DIRECTIONS FOR THIS TASK: Using the listing beneath this task, count the lines with the word "code" and write only the result.

● ● ● ●

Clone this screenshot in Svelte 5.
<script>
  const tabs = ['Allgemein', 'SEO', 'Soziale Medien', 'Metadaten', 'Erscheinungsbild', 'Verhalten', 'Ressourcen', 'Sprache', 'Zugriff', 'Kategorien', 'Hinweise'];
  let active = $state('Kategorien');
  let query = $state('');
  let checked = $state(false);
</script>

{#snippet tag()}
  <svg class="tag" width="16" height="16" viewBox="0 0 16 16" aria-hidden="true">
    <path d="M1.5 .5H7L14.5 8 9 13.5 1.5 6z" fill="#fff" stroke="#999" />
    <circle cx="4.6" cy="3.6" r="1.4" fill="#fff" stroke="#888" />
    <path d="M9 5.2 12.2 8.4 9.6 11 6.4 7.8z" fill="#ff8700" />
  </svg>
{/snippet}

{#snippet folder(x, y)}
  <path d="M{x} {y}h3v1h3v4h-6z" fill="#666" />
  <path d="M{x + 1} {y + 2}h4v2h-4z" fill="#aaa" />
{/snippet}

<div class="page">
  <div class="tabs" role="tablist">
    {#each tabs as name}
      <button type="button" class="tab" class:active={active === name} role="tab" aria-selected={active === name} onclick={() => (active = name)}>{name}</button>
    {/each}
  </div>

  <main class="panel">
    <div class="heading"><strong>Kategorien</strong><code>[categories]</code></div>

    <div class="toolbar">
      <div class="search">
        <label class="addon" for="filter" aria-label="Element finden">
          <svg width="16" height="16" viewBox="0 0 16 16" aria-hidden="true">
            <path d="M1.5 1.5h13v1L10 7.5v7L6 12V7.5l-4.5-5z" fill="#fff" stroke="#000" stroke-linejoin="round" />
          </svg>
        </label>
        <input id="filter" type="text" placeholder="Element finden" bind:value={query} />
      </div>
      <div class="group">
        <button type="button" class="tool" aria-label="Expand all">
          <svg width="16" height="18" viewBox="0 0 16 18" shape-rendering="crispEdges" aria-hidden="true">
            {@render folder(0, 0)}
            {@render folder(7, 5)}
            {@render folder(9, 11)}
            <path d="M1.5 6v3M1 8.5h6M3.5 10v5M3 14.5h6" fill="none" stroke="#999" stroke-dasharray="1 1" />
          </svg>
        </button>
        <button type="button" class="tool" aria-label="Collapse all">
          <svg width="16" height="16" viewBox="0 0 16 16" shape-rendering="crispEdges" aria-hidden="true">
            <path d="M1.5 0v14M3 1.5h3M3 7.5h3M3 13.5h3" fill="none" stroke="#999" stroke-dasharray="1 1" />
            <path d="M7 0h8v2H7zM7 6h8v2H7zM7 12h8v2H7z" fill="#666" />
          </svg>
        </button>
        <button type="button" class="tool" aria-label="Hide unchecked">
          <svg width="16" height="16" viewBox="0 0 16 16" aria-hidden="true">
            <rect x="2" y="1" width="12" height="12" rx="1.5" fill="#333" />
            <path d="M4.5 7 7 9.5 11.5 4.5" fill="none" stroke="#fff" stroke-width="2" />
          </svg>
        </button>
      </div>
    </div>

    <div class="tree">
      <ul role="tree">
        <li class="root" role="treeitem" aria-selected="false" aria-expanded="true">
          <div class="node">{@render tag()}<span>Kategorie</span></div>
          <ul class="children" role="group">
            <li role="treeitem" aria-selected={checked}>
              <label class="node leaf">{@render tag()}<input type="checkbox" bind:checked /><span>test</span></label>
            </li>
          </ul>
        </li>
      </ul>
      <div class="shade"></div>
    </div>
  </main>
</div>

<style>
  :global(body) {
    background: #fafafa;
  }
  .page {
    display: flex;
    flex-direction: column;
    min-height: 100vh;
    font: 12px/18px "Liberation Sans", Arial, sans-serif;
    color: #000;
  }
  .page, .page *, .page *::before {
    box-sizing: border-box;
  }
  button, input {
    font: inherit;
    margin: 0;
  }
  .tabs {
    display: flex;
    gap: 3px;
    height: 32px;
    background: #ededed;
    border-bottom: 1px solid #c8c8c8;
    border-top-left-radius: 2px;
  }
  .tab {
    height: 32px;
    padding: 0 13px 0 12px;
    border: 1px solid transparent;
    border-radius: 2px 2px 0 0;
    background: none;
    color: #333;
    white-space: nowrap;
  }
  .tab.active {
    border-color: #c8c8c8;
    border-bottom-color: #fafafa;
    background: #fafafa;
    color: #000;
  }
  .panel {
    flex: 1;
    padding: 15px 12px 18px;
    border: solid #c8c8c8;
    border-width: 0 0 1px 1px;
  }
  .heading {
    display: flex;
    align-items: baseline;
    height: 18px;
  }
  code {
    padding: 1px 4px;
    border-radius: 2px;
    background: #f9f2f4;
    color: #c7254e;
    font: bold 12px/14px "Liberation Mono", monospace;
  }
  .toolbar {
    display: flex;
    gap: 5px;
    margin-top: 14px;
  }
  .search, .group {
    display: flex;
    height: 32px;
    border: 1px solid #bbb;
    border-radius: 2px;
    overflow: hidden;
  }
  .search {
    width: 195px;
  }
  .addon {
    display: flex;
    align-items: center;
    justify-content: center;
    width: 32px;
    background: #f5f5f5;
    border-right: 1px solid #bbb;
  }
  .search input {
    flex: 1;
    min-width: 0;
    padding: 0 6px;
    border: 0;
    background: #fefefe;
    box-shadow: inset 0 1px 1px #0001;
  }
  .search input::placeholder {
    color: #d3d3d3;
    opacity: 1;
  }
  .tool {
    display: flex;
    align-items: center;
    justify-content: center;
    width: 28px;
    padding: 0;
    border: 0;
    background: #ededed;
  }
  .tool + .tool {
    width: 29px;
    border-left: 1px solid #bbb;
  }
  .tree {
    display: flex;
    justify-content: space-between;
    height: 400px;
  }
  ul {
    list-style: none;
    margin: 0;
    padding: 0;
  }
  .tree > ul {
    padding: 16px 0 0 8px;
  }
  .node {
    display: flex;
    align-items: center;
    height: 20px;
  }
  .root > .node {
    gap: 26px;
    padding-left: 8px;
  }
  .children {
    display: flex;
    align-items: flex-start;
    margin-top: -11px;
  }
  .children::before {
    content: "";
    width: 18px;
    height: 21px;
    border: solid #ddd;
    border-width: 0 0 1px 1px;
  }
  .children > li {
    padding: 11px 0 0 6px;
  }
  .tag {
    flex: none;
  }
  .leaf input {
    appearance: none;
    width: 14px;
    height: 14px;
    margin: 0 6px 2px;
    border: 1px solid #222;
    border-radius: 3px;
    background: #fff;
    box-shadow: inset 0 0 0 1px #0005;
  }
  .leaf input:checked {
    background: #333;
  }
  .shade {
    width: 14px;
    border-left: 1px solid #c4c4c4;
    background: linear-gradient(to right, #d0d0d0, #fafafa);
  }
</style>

● ● ● ●

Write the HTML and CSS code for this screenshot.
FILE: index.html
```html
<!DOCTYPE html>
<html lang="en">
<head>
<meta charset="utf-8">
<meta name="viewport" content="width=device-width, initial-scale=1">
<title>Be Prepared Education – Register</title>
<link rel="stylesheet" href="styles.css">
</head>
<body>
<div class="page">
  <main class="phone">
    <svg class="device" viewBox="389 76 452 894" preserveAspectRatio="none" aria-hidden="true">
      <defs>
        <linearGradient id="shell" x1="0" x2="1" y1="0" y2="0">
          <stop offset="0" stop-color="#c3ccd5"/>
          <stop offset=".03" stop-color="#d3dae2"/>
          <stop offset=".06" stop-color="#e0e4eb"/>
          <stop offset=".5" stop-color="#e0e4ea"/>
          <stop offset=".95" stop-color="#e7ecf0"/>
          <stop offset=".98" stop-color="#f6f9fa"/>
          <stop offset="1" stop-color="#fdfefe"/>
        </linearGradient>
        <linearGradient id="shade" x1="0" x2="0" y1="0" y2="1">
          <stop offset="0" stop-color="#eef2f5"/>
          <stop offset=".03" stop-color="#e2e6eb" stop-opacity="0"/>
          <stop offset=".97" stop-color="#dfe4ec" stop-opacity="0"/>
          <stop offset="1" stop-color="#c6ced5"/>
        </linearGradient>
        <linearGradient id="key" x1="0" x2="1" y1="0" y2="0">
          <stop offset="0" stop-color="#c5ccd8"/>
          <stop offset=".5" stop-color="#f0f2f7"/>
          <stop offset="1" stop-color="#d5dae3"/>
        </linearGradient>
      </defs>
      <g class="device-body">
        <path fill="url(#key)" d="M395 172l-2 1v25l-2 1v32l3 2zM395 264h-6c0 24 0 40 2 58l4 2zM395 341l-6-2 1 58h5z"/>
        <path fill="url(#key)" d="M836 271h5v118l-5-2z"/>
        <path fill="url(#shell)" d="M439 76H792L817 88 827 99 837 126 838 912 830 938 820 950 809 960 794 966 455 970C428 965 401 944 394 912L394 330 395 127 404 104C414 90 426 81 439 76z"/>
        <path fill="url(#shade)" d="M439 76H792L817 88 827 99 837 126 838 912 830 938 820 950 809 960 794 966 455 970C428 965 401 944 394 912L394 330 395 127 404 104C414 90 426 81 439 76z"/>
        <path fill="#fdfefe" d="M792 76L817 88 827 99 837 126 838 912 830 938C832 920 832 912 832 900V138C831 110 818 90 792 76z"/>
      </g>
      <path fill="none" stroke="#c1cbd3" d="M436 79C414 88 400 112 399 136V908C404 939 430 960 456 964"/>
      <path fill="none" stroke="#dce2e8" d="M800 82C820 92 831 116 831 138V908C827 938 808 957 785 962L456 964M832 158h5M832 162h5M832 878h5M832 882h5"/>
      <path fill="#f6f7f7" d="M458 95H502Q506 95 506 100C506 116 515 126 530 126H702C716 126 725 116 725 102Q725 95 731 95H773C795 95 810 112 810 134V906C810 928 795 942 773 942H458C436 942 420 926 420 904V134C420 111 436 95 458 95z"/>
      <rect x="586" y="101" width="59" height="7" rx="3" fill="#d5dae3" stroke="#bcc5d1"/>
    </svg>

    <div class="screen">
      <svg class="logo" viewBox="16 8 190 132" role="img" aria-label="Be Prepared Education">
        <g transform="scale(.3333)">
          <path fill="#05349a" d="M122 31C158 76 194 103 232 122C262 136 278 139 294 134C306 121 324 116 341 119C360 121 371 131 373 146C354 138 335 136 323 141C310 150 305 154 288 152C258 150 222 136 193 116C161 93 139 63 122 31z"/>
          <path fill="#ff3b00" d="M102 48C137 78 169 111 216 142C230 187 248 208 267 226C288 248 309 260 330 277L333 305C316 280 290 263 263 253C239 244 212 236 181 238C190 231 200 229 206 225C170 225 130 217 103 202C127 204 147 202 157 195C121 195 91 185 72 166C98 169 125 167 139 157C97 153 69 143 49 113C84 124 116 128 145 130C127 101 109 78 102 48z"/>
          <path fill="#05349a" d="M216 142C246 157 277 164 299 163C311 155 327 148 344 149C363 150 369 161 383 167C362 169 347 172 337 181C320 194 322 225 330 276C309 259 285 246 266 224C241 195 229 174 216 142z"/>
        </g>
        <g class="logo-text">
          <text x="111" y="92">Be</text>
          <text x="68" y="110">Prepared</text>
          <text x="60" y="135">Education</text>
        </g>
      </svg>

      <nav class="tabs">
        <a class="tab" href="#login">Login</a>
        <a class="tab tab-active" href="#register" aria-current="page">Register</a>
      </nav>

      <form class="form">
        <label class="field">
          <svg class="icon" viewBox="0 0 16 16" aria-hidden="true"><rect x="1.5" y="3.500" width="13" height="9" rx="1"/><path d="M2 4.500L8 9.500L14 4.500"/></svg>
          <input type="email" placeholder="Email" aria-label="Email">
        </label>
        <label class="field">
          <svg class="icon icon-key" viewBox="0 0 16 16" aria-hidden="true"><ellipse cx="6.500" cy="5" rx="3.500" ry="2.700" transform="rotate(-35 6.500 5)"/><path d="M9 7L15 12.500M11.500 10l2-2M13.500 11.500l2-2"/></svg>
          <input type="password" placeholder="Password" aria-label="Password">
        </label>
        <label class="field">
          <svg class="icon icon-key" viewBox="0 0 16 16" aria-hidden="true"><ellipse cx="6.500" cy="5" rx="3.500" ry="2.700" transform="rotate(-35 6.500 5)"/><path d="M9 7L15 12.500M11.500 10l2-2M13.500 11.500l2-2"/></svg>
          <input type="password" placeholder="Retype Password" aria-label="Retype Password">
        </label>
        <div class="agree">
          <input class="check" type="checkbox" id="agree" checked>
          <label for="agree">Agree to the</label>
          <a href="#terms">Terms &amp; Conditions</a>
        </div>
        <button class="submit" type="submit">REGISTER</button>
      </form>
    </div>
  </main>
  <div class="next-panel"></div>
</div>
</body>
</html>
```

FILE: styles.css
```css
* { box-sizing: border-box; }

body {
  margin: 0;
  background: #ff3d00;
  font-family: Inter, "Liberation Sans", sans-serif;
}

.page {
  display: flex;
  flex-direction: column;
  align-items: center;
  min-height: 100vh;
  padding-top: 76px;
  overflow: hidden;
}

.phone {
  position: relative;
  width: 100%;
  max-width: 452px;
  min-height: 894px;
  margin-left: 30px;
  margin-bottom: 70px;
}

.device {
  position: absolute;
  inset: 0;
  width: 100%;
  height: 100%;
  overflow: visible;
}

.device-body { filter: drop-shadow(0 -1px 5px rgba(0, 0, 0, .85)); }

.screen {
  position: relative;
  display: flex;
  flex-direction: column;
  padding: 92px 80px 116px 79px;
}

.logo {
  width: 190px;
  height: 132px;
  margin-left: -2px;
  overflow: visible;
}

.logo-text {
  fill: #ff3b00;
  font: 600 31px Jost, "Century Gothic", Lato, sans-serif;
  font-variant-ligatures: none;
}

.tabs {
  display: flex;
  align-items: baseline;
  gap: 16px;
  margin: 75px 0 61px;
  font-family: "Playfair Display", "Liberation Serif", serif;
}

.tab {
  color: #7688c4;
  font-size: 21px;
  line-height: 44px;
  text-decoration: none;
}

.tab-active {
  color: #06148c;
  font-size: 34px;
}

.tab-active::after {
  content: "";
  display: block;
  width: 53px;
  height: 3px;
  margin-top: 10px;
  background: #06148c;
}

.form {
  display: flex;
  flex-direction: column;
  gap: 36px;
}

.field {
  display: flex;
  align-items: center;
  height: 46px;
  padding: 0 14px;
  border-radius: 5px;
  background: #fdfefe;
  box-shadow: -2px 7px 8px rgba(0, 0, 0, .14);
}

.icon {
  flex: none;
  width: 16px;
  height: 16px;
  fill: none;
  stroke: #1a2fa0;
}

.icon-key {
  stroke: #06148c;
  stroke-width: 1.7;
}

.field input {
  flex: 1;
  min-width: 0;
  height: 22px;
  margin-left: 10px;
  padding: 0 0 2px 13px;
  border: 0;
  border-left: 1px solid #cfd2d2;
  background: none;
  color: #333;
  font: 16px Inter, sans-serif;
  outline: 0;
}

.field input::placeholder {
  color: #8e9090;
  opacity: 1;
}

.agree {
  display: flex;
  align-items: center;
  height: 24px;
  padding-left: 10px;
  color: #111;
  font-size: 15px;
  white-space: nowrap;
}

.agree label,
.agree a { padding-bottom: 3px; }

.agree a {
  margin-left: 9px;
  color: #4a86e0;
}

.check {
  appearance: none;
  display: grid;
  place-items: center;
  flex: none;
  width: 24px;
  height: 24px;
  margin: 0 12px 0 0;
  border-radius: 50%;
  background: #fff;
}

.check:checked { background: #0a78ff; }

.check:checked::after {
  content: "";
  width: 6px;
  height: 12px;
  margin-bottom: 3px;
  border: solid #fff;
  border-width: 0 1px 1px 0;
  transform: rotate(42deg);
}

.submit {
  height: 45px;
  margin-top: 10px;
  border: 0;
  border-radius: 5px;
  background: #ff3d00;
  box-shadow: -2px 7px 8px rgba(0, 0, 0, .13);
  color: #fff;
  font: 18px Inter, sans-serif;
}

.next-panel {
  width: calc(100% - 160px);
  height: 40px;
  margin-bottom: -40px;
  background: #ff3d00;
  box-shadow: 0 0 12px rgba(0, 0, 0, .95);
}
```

● ● ● ●

COMPLETE OUTPUT: 3